Problem details: Give the data below again exactly as written, without its pictures.

Supplied information:

________________________

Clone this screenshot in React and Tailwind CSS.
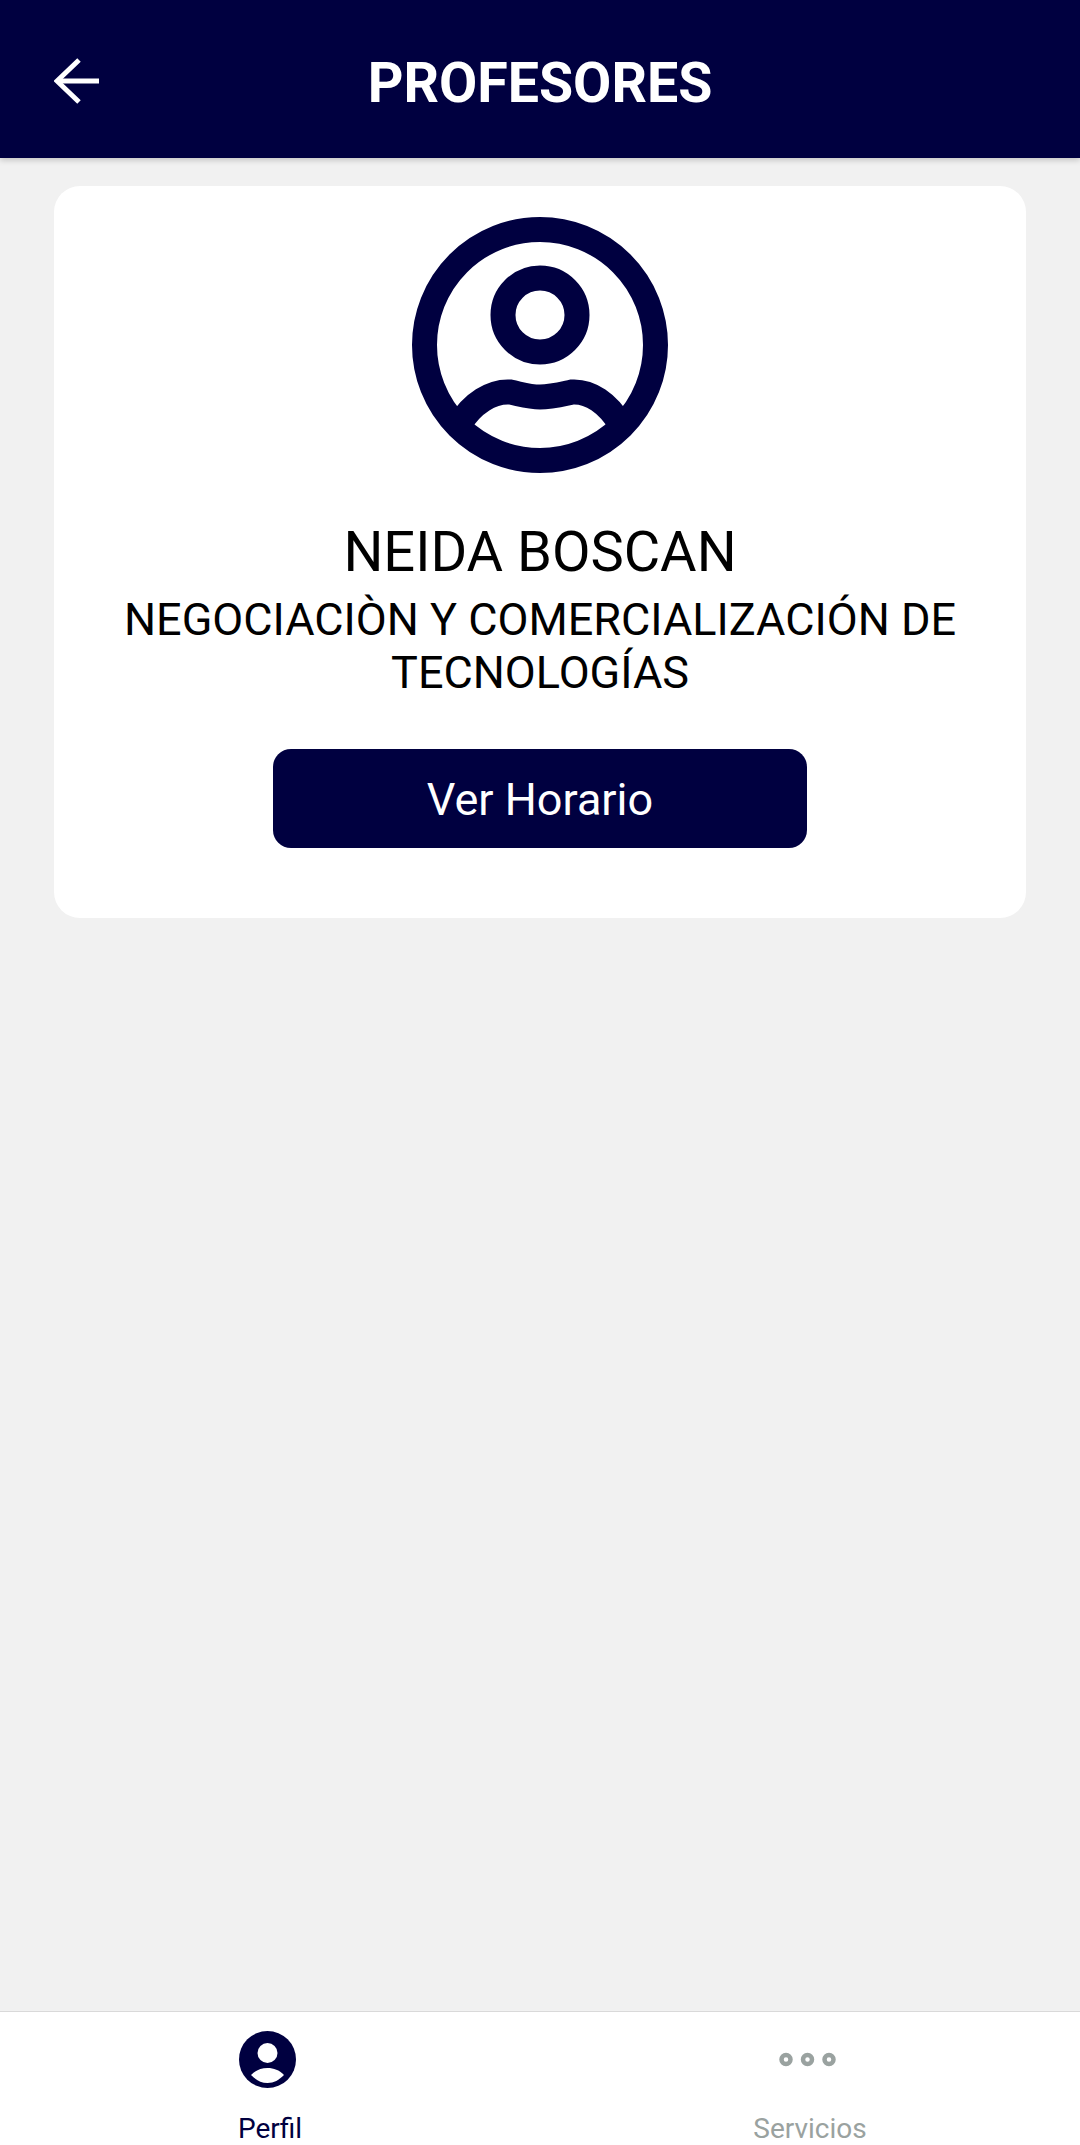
export default function App() {
  return (
    <div className="flex h-[2145px] w-[1080px] flex-col overflow-hidden bg-[#f1f1f1] font-['Roboto',sans-serif]">
      {/* Top bar */}
      <header className="z-10 grid h-[158px] shrink-0 grid-cols-[1fr_auto_1fr] items-center bg-[#000040] shadow-[0_2px_6px_rgba(0,0,0,0.2)]">
        <svg className="ml-[54px] h-[46px] w-[46px] translate-y-[2px] text-white" viewBox="0 0 46 46" fill="none" stroke="currentColor" strokeWidth="5">
          <path d="M45 23H3" />
          <path d="M25 2L3 23L25 44" />
        </svg>
        <h1 className="translate-y-[5px] text-[55.5px] leading-[66px] font-bold text-white">PROFESORES</h1>
        <div />
      </header>

      <main className="flex-1 px-[54px] pt-[28px]">
        {/* Teacher card */}
        <section className="flex flex-col items-center rounded-[26px] bg-white px-[60px] pt-[31px] pb-[70px] text-center text-black">
          <svg className="h-[256px] w-[256px] text-[#000040]" viewBox="0 0 256 256" fill="none" stroke="currentColor" strokeWidth="25">
            <circle cx="128" cy="128" r="115.5" />
            <circle cx="128" cy="98" r="37" />
            <path d="M47 208C60 186 80 174 98 175C112 178 118 180 128 180C138 180 146 178 160 175C178 174 196 186 209 208" />
          </svg>
          <h2 className="mt-[47px] text-[56px] leading-[65px]">NEIDA BOSCAN</h2>
          <p className="mt-[8px] text-[45px] leading-[53px]">NEGOCIACIÒN Y COMERCIALIZACIÓN DE TECNOLOGÍAS</p>
          <button className="mt-[50px] flex h-[99px] w-[534px] items-center justify-center rounded-[18px] bg-[#000040] pt-[2px] text-[45px] text-white">
            Ver Horario
          </button>
        </section>
      </main>

      {/* Bottom tabs */}
      <nav className="grid h-[134px] shrink-0 grid-cols-2 border-t border-[#d9d9d9] bg-white">
        <div className="flex flex-col items-center pt-[19px] text-[#000040]">
          <svg className="h-[57px] w-[57px] -translate-x-[3px]" viewBox="0 0 57 57">
            <circle cx="28.5" cy="28.5" r="28.5" fill="currentColor" />
            <circle cx="28.5" cy="22" r="10" fill="#fff" />
            <path d="M12 44C17 39 22 37 28.5 37C35 37 40 39 45 44C40 49 35 52 28.5 52C22 52 17 49 12 44Z" fill="#fff" />
          </svg>
          <span className="mt-[25px] text-[28px] leading-[32px]">Perfil</span>
        </div>
        <div className="flex flex-col items-center pt-[19px] text-[#9aa2a0]">
          <svg className="h-[57px] w-[57px] -translate-x-[3px]" viewBox="0 0 57 57" fill="none" stroke="currentColor" strokeWidth="4.5">
            <circle cx="7" cy="28.5" r="4.5" />
            <circle cx="28.5" cy="28.5" r="4.5" />
            <circle cx="50" cy="28.5" r="4.5" />
          </svg>
          <span className="mt-[25px] text-[28px] leading-[32px]">Servicios</span>
        </div>
      </nav>
    </div>
  );
}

________________________

Solution below:
Clone this screenshot in React and Tailwind CSS.
export default function App() {
  return (
    <div className="flex h-[2145px] w-[1080px] flex-col overflow-hidden bg-[#f1f1f1] font-['Roboto',sans-serif]">
      {/* Top bar */}
      <header className="z-10 grid h-[158px] shrink-0 grid-cols-[1fr_auto_1fr] items-center bg-[#000040] shadow-[0_2px_6px_rgba(0,0,0,0.2)]">
        <svg className="ml-[54px] h-[46px] w-[46px] translate-y-[2px] text-white" viewBox="0 0 46 46" fill="none" stroke="currentColor" strokeWidth="5">
          <path d="M45 23H3" />
          <path d="M25 2L3 23L25 44" />
        </svg>
        <h1 className="translate-y-[5px] text-[55.5px] leading-[66px] font-bold text-white">PROFESORES</h1>
        <div />
      </header>

      <main className="flex-1 px-[54px] pt-[28px]">
        {/* Teacher card */}
        <section className="flex flex-col items-center rounded-[26px] bg-white px-[60px] pt-[31px] pb-[70px] text-center text-black">
          <svg className="h-[256px] w-[256px] text-[#000040]" viewBox="0 0 256 256" fill="none" stroke="currentColor" strokeWidth="25">
            <circle cx="128" cy="128" r="115.5" />
            <circle cx="128" cy="98" r="37" />
            <path d="M47 208C60 186 80 174 98 175C112 178 118 180 128 180C138 180 146 178 160 175C178 174 196 186 209 208" />
          </svg>
          <h2 className="mt-[47px] text-[56px] leading-[65px]">NEIDA BOSCAN</h2>
          <p className="mt-[8px] text-[45px] leading-[53px]">NEGOCIACIÒN Y COMERCIALIZACIÓN DE TECNOLOGÍAS</p>
          <button className="mt-[50px] flex h-[99px] w-[534px] items-center justify-center rounded-[18px] bg-[#000040] pt-[2px] text-[45px] text-white">
            Ver Horario
          </button>
        </section>
      </main>

      {/* Bottom tabs */}
      <nav className="grid h-[134px] shrink-0 grid-cols-2 border-t border-[#d9d9d9] bg-white">
        <div className="flex flex-col items-center pt-[19px] text-[#000040]">
          <svg className="h-[57px] w-[57px] -translate-x-[3px]" viewBox="0 0 57 57">
            <circle cx="28.5" cy="28.5" r="28.5" fill="currentColor" />
            <circle cx="28.5" cy="22" r="10" fill="#fff" />
            <path d="M12 44C17 39 22 37 28.5 37C35 37 40 39 45 44C40 49 35 52 28.5 52C22 52 17 49 12 44Z" fill="#fff" />
          </svg>
          <span className="mt-[25px] text-[28px] leading-[32px]">Perfil</span>
        </div>
        <div className="flex flex-col items-center pt-[19px] text-[#9aa2a0]">
          <svg className="h-[57px] w-[57px] -translate-x-[3px]" viewBox="0 0 57 57" fill="none" stroke="currentColor" strokeWidth="4.5">
            <circle cx="7" cy="28.5" r="4.5" />
            <circle cx="28.5" cy="28.5" r="4.5" />
            <circle cx="50" cy="28.5" r="4.5" />
          </svg>
          <span className="mt-[25px] text-[28px] leading-[32px]">Servicios</span>
        </div>
      </nav>
    </div>
  );
}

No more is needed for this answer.